Tentu saja, penerapan syariat Islam secara konstitusional di Indonesia bukanlah semudah yang dibayangkan di tengah tantangan umat Islam Indonesia secara internal maupun eksternal. Tetapi yang pasti, perjuangan tersebut secara gradual mulai terlihat mendapat angin segar di Indonesia sebagai contoh yang kasat mata adalah tumbuhnya perekonomian syariah yang didukung oleh institusi negara walaupun belum sesempurna yang kita harapkan.
Peraturan-peraturan daerah yang sering disebut dengan konotasi negatif sebagai “Perda Syariah” tampak telah mulai menjamur di Indonesia walaupun masih mengatur yang sifatnya hal-hal praktis biasa.
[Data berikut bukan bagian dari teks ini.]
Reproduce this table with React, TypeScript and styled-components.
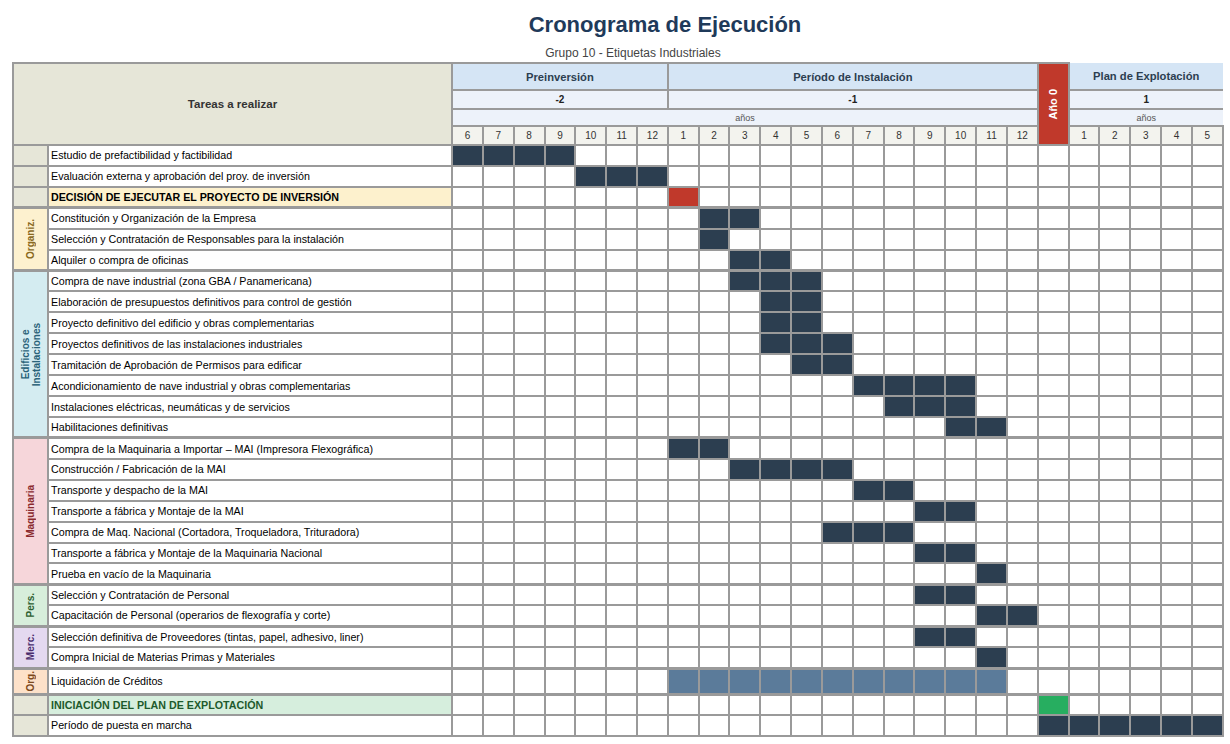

Dibentuknya badan wakaf sebagai wadah produktif untuk mengelola aset-aset milik umat Islam juga menjadi salah satu sarana untuk memudahkan umat Islam menjalankan syariatnya. Adanya konotasi negatif terhadap syariat Islam yang sering dihembuskan media media massa sekuler dan anti Islam telah massif dilawan melalui perang opini di media-media sosial. Pada akhirnya istilah Syariat Islam akan semakin diterima di Indonesia dengan penerapan secara gradual tersebut.
Gradualisasi penerapan syariat Islam di Indonesia pada saatnya akan disempurnakan oleh momentum kemenangan politik yang memperjuangkan agenda pelaksanaan syariat Islam secara konstitusional di Indonesia. Peristiwa pembubaran Partai Masjoemi dan pemberangusan politik Islam pada rezim zaman Orde Baru pada masa lalu merupakan pengalaman pahit yang tidak boleh terulang kembali, partai-partai politik yang memperjuangkan agenda syariat Islam harus bisa mengevaluasi secara tepat untuk tidak terulangnya kejadian tersebut.
Taliban saja belajar dari kekalahan mereka pada tahun 2001 dan berhasil melakukan reorganisasi dan rekonsolidasi sehingga dapat menguat kembali dan memperoleh kemenangan. Tentulah bukan hal yang sulit untuk belajar dari kesalahan tragis pembubaran Masjoemi dan pemberangusan politik Islam pada rezim Orde Baru, data-data sejarah bertebaran, kita akan dapat mudah menemukan titik kegagalannya dan tidak mengulangi kegagalan yang sama.
Jalan ini memang akan terasa lebih panjang ketimbang jalan yang dipilih Taliban di Afghanistan, tetapi jalan “Taliban” versi Indonesia ini akan lebih sesuai dengan kondisi budaya dan struktur masyarakat di Indonesia. Tentunya, dengan pertolongan Allah SWT menjadi penentu akhir kepada kelompok Islam/ormas Islam/parpol Islam yang mana Allah berikan pertolongan itu.
Tinggallah kita tanya kepada mereka, sejauh mana mereka istiqamah meraih kemenangan itu agar datang atau saya khawatir yang terjadi justru sebaliknya, karena kurang istiqomahnya, malah semakin menjauh dari agenda perjuangan penegakan syariat Islam di Indonesia sehingga Allah SWT tidak akan pernah memberi kemenangan itu selamanya. Wallahua’alam Bishawwab.